PROBLEM DESCRIPTION:
Pictures stay out of the copy. Repeat exactly the lines from the first entry below through the line that contains "const py = (v: number)", and nothing beyond.

** Start TASK DATA **

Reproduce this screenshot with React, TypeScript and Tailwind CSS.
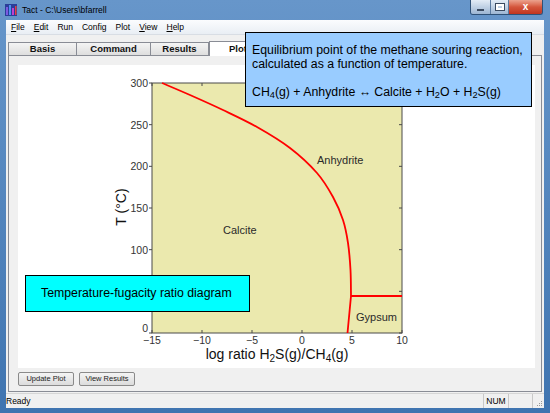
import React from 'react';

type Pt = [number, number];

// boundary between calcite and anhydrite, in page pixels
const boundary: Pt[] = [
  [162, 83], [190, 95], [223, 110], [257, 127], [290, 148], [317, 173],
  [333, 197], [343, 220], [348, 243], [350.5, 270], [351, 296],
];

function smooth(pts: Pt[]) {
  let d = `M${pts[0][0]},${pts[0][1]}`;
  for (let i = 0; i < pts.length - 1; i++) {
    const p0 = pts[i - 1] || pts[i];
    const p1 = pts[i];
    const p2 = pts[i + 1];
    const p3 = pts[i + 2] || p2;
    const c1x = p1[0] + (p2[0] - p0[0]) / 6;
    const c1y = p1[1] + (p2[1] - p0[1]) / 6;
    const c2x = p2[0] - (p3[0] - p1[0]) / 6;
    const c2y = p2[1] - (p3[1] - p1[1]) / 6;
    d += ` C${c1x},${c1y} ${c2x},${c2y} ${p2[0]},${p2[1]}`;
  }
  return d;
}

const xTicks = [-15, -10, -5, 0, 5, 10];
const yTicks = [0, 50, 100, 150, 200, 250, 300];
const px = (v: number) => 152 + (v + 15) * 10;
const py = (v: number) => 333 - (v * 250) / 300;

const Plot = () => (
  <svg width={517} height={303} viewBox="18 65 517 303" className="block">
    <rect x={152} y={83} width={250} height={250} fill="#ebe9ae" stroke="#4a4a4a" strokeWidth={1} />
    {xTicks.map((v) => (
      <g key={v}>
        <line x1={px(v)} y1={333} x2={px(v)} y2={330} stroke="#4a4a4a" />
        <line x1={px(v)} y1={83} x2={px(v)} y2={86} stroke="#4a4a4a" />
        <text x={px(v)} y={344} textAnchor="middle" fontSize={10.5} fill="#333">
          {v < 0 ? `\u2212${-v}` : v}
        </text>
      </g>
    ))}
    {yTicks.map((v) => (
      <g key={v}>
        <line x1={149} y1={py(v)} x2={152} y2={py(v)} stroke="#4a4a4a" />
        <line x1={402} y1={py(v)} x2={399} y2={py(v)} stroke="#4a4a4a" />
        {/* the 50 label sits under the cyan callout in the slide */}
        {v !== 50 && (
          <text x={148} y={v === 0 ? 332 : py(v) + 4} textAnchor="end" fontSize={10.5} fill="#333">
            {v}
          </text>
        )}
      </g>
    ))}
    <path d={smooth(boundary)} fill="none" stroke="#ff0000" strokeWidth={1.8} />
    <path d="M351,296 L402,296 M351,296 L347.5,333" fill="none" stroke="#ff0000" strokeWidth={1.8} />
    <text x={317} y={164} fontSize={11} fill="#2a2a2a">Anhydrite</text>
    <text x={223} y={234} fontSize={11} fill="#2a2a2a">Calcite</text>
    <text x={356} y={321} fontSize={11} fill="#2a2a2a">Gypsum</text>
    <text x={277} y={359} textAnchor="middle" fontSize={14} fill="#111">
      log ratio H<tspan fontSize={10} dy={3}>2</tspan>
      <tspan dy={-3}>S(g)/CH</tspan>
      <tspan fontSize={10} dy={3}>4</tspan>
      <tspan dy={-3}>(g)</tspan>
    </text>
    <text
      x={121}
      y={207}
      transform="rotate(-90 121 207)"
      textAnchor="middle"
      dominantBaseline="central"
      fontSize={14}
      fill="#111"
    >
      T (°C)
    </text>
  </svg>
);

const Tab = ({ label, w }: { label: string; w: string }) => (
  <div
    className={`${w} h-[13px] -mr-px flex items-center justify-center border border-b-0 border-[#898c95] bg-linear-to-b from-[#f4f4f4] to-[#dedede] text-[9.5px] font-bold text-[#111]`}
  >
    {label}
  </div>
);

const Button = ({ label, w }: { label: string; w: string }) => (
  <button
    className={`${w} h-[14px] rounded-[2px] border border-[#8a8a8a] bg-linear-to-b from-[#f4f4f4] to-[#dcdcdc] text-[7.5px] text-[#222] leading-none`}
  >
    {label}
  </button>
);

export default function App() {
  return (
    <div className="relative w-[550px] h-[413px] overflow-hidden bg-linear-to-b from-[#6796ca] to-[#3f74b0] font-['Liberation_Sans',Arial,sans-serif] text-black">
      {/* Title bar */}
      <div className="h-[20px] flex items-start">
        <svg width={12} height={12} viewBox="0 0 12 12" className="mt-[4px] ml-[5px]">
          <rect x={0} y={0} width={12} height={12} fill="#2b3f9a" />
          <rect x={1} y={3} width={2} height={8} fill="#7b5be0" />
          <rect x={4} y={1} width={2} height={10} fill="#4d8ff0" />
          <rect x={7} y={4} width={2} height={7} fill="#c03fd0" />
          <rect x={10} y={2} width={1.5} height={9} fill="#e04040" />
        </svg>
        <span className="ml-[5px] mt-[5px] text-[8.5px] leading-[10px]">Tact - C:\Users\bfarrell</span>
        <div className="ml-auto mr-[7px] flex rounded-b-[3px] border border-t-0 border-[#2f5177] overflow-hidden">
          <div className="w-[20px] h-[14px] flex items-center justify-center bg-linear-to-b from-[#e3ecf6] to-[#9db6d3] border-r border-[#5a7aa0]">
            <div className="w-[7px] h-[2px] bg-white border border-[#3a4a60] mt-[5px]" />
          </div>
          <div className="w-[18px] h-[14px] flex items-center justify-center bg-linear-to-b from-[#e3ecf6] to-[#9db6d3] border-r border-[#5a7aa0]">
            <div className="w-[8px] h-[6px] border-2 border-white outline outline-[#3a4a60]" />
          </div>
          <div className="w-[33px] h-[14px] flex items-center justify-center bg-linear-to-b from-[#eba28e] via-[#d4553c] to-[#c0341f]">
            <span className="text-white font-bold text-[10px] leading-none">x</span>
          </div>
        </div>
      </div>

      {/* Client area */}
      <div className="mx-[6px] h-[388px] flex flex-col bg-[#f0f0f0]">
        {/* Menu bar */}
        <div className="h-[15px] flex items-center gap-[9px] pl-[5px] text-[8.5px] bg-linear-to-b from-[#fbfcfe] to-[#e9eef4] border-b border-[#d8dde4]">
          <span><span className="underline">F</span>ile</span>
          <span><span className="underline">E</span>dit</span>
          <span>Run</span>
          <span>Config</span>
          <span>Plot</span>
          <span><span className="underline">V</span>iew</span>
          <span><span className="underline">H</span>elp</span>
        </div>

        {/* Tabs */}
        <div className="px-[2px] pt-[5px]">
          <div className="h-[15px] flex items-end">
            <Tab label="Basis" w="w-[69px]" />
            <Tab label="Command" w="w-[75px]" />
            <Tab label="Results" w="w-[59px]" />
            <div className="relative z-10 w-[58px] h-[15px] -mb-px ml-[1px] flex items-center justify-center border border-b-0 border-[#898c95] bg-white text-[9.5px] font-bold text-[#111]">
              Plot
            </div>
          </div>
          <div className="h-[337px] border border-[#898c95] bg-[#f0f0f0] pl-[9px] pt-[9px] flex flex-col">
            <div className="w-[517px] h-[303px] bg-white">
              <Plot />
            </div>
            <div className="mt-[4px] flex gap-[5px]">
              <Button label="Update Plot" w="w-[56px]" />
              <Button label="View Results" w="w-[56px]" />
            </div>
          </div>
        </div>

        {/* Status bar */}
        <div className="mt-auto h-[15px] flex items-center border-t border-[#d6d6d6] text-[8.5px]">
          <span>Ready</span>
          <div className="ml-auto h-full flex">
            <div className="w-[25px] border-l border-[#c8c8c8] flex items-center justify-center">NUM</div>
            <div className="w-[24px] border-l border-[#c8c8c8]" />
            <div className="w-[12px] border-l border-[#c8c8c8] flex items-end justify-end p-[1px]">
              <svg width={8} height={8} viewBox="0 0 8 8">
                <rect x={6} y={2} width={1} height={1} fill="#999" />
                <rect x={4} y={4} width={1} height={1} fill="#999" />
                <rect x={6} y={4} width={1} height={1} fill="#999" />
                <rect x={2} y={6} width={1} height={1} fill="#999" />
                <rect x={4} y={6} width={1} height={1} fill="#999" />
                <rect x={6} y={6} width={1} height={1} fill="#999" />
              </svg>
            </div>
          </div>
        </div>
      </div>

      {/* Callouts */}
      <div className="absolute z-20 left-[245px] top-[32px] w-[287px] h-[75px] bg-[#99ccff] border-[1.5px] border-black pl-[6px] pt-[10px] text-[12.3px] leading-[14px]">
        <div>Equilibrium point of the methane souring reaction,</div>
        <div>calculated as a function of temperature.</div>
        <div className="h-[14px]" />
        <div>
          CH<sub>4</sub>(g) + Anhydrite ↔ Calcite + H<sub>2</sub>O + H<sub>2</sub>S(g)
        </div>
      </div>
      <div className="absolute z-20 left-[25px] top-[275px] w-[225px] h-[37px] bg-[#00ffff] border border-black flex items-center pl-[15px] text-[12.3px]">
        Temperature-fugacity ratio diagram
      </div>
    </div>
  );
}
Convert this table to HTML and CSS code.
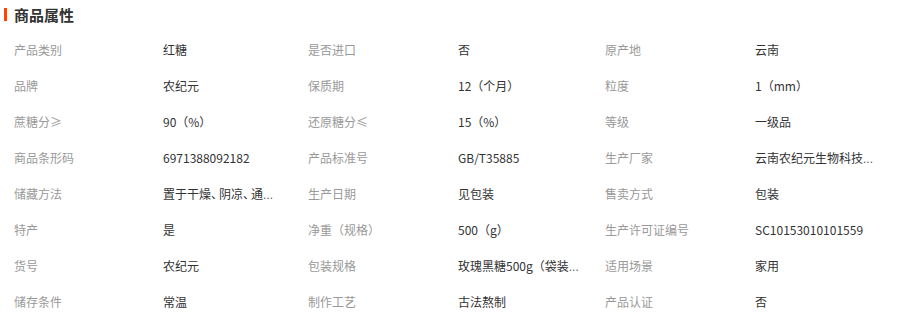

** End TASK DATA **

EXERCISE OUTPUT:
Reproduce this screenshot with React, TypeScript and Tailwind CSS.
import React from 'react';

type Pt = [number, number];

// boundary between calcite and anhydrite, in page pixels
const boundary: Pt[] = [
  [162, 83], [190, 95], [223, 110], [257, 127], [290, 148], [317, 173],
  [333, 197], [343, 220], [348, 243], [350.5, 270], [351, 296],
];

function smooth(pts: Pt[]) {
  let d = `M${pts[0][0]},${pts[0][1]}`;
  for (let i = 0; i < pts.length - 1; i++) {
    const p0 = pts[i - 1] || pts[i];
    const p1 = pts[i];
    const p2 = pts[i + 1];
    const p3 = pts[i + 2] || p2;
    const c1x = p1[0] + (p2[0] - p0[0]) / 6;
    const c1y = p1[1] + (p2[1] - p0[1]) / 6;
    const c2x = p2[0] - (p3[0] - p1[0]) / 6;
    const c2y = p2[1] - (p3[1] - p1[1]) / 6;
    d += ` C${c1x},${c1y} ${c2x},${c2y} ${p2[0]},${p2[1]}`;
  }
  return d;
}

const xTicks = [-15, -10, -5, 0, 5, 10];
const yTicks = [0, 50, 100, 150, 200, 250, 300];
const px = (v: number) => 152 + (v + 15) * 10;
const py = (v: number) => 333 - (v * 250) / 300;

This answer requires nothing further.